A fascinating interest of mine is the human consciousness. I could forever learn about how each of our brains, 1 kilogram of hard matter, conjures up an infinite kaleidoscope of thoughts, feelings, memories and emotions, which make us ‘conscious’. This conscious awareness has long been assumed to govern how we make the approximately 35,000 decisions required of us each a day – from what time to get out of bed to what to eat for dinner. However, increasingly, there is evidence to suggest that many of the decisions we make are determined not by our conscious thought, but instead by our unconscious thoughts. This theory is a relatively new one, titled the Unconscious Thought Theory or UTT, (Dijksterhuis and Nordgren, 2006).
We all have an ‘unconscious’. It is where the bulk of our mind’s processing takes place, attributing to our beliefs and behaviours. Our unconscious mind’s main purpose is to prevent mental overload by efficiently informing our decisions based on quick reference to past events and experiences. However, research has begun to suggest that our unconscious may go beyond informing decisions, and actually be making our decisions for us. In one study by Soon et al (2008), it was concluded that our brains make decisions up to ten seconds before we realise it. So much so, that researchers could predict what decisions participants would make before they were even aware of having made a decision.
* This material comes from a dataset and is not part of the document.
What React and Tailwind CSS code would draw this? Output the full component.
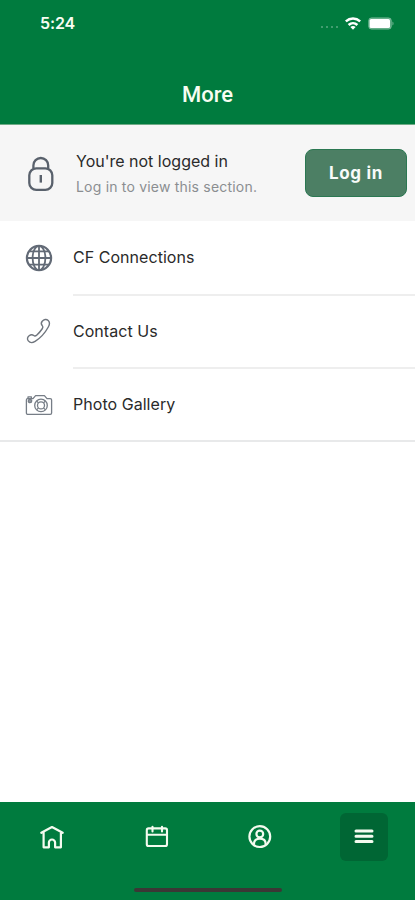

This can be both positive and negative. As anyone who has come across the literature or training on unconscious bias will know, it can result in us making snap judgments that reflect stereotypes and bias.
However, it seems it can also be positive. For example, whilst theorising UTT, Dijksterhuis and Nordgren found that when participants faced a complex task, the group which had more time to deliberate but were distracted (and therefore not consciously thinking about the task), had better and faster solutions. This is particularly interesting for us at Hot Spots Movement, when we consider how we perceive complex tasks and decisions, particularly at work, and how we might tackle them in the best way.
So, how can we tap into our unconscious to help deliver better and faster decisions?
Firstly, we could all benefit from a good night’s sleep. I’ve found this is the most accessible as our unconscious mind does not rest at night, instead it is busy making sense of the day’s events. It’s a common feeling to wake up from sleep and feel like a brand-new person, with your troubles not seeming as big as they did the night before. A tip for being in touch with your unconscious insights would be to write down your initial solutions to a problem first thing in the morning, before your conscious mind takes hold again.
Another way is through meditation or yoga, which are both fast-becoming forms of ‘fashionable’ exercise but actually benefit you by initiating deep insight, calmness and reflections. They work by allowing you to think beyond your conscious distractions to really consider who you are and the choices you make and if they resonate with your being.
Lastly, you can channel unconscious thoughts by putting yourself in situations where you can repeatedly act spontaneously, for example, during Improv classes – Improv is a form of unscripted theatre, where actors make up the story in the moment. Improv is a great way of channelling your unbiased thoughts and feelings – the idea is that you are in a safe environment and able to give entirely impulsive responses to a friend’s own, impulsive response. These reactions have not had time to be considered or filtered by your conscious so, over time, you can inadvertently learn about your instincts and how to involve your unconscious mind in your decisions. Several of my colleagues here at Hot Spots Movement practice Improv for the very same reason – to be more in touch with their unconscious mind. It has proven very beneficial for many reasons – so much so that here at Hot Spots Movement, we have started incorporating Improv exercises into our workshops with clients to enhance collaboration and trust amongst employees.
So, next time you’re struggling to think of a new approach to a difficult problem, perhaps consider engaging your unconscious mind. Take a moment for meditation, distract yourself with another seemingly unrelated task, or perhaps even sleep on it. It could be that your unconscious mind already knows the answer.